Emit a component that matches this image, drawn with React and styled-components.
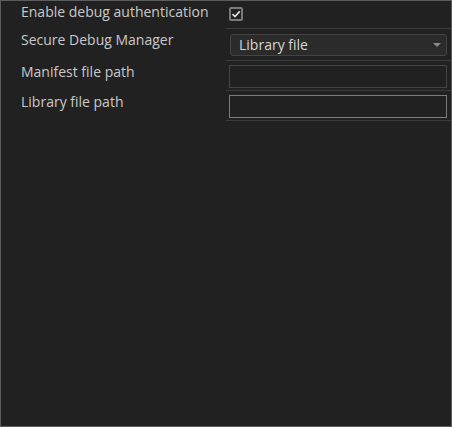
import React from 'react';
import styled, { createGlobalStyle } from 'styled-components';

const GlobalStyle = createGlobalStyle`
  html, body {
    margin: 0;
    padding: 0;
    background: #212121;
  }
  * {
    box-sizing: border-box;
  }
`;

const Panel = styled.div`
  width: 452px;
  height: 427px;
  background: #212121;
  border: 1px solid #5c5c5c;
  font-family: 'Open Sans', 'Liberation Sans', sans-serif;
  font-size: 14px;
  color: #c9c9c9;
`;

const Grid = styled.div`
  display: grid;
  grid-template-columns: 225px 1fr;
`;

const Label = styled.div`
  padding: 1px 0 0 20px;
  line-height: 19px;
  white-space: nowrap;
`;

const Value = styled.div`
  height: ${(p) => p.$h}px;
  padding: ${(p) => p.$pt}px 3px 0 3px;
  border-bottom: 1px solid #3b3b3b;
`;

const Check = styled.div`
  width: 14px;
  height: 14px;
  border: 2px solid #7a7a7a;
  border-radius: 2px;
  display: flex;
  align-items: center;
  justify-content: center;
  svg {
    width: 10px;
    height: 10px;
  }
`;

const Select = styled.div`
  position: relative;
  width: 217px;
  height: 22px;
  margin-left: 1px;
  background: #2b2b2b;
  border: 1px solid #444;
  border-radius: 3px;
  padding-left: 8px;
  line-height: 20px;
  color: #d6d6d6;

  &::after {
    content: '';
    position: absolute;
    right: 5px;
    top: 8px;
    border-left: 4px solid transparent;
    border-right: 4px solid transparent;
    border-top: 4px solid #8a8a8a;
  }
`;

const Input = styled.div`
  width: 218px;
  height: 23px;
  background: #212121;
  border: 1px solid ${(p) => (p.$active ? '#7c7c7c' : '#454545')};
`;

export default function App() {
  return (
    <>
      <GlobalStyle />
      <Panel>
        <Grid>
          <Label>Enable debug authentication</Label>
          <Value $h={28} $pt={6}>
            <Check>
              <svg viewBox="0 0 10 10" fill="none" stroke="#e0e0e0" strokeWidth="1.6">
                <path d="M1.5 5.2 L4 7.6 L8.7 2.4" />
              </svg>
            </Check>
          </Value>
          <Label>Secure Debug Manager</Label>
          <Value $h={32} $pt={5}>
            <Select>Library file</Select>
          </Value>
          <Label>Manifest file path</Label>
          <Value $h={30} $pt={4}>
            <Input />
          </Value>
          <Label>Library file path</Label>
          <Value $h={30} $pt={4}>
            <Input $active />
          </Value>
        </Grid>
      </Panel>
    </>
  );
}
------------------------------------------------
[Exercise requirements] Copy nothing but the lines from the top of the material through the line holding "color: #d6d6d6;", exactly as written; omit pictures.

[The completed task]
Emit a component that matches this image, drawn with React and styled-components.
import React from 'react';
import styled, { createGlobalStyle } from 'styled-components';

const GlobalStyle = createGlobalStyle`
  html, body {
    margin: 0;
    padding: 0;
    background: #212121;
  }
  * {
    box-sizing: border-box;
  }
`;

const Panel = styled.div`
  width: 452px;
  height: 427px;
  background: #212121;
  border: 1px solid #5c5c5c;
  font-family: 'Open Sans', 'Liberation Sans', sans-serif;
  font-size: 14px;
  color: #c9c9c9;
`;

const Grid = styled.div`
  display: grid;
  grid-template-columns: 225px 1fr;
`;

const Label = styled.div`
  padding: 1px 0 0 20px;
  line-height: 19px;
  white-space: nowrap;
`;

const Value = styled.div`
  height: ${(p) => p.$h}px;
  padding: ${(p) => p.$pt}px 3px 0 3px;
  border-bottom: 1px solid #3b3b3b;
`;

const Check = styled.div`
  width: 14px;
  height: 14px;
  border: 2px solid #7a7a7a;
  border-radius: 2px;
  display: flex;
  align-items: center;
  justify-content: center;
  svg {
    width: 10px;
    height: 10px;
  }
`;

const Select = styled.div`
  position: relative;
  width: 217px;
  height: 22px;
  margin-left: 1px;
  background: #2b2b2b;
  border: 1px solid #444;
  border-radius: 3px;
  padding-left: 8px;
  line-height: 20px;
  color: #d6d6d6;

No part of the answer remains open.